視神経乳頭の構造変化が緑内障の進行に深く関わることは知られているが、個々の眼に固有の形態的特徴がどのように生体力学的応答へ影響するかは十分に解明されていなかった。中国とシンガポールの研究チームが、光干渉断層計(OCT)画像から自動的に患者固有の有限要素(FE)モデルを構築したうえで、視神経乳頭内部の篩板の変形を大規模に解析し、この成果をNature PortfolioのEye誌に報告した。
研究チームはまず、154例の健常眼と170例の緑内障眼をOCTスキャンから、視神経乳頭の網膜・脈絡膜・強膜・篩板の4組織をディープラーニング(nnU-Net)を用いて自動抽出した。セグメンテーション精度(Dice係数)は網膜で0.96、脈絡膜で0.89と高精度であった。

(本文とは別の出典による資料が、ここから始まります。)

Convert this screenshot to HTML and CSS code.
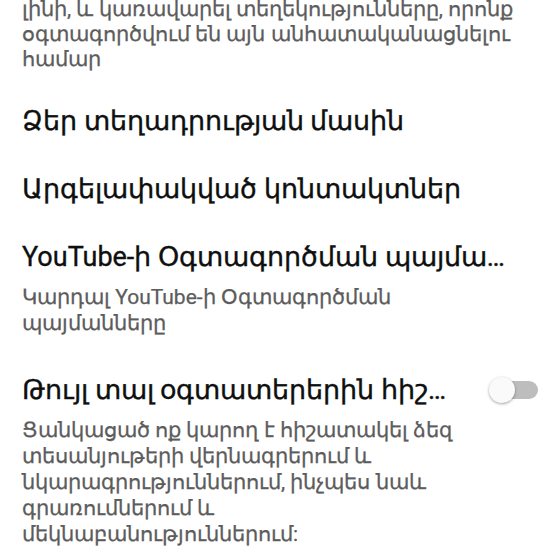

続いて抽出した形態パラメータを基に分割された物理シミュレーション用3Dモデル(FEモデル)を作成し、15 mmHgの眼圧負荷下で篩板のFEシミュレーションを行った。統計解析では、緑内障眼は健常眼より篩板深度が深く、篩板曲率が大きいなど顕著な形態差が確認され、年齢・性別調整後には緑内障群で篩板ひずみが有意に低下することが示された。また、機械学習(Random ForestとSHAP解析)の結果、ひずみ予測に最も寄与する因子として、従来注目されていた篩板深度だけでなく「前篩板深度(Pre-lamina depth)」がトップに挙げられた。
研究チームは、形態変化が篩板ひずみに及ぼす影響は複雑な非線形関係にあると指摘している。今回の自動化パイプラインは、従来は労力的に不可能だった大規模かつ患者固有の生体力学解析を可能にし、緑内障における形態的バイオマーカーの探索を加速する可能性がある。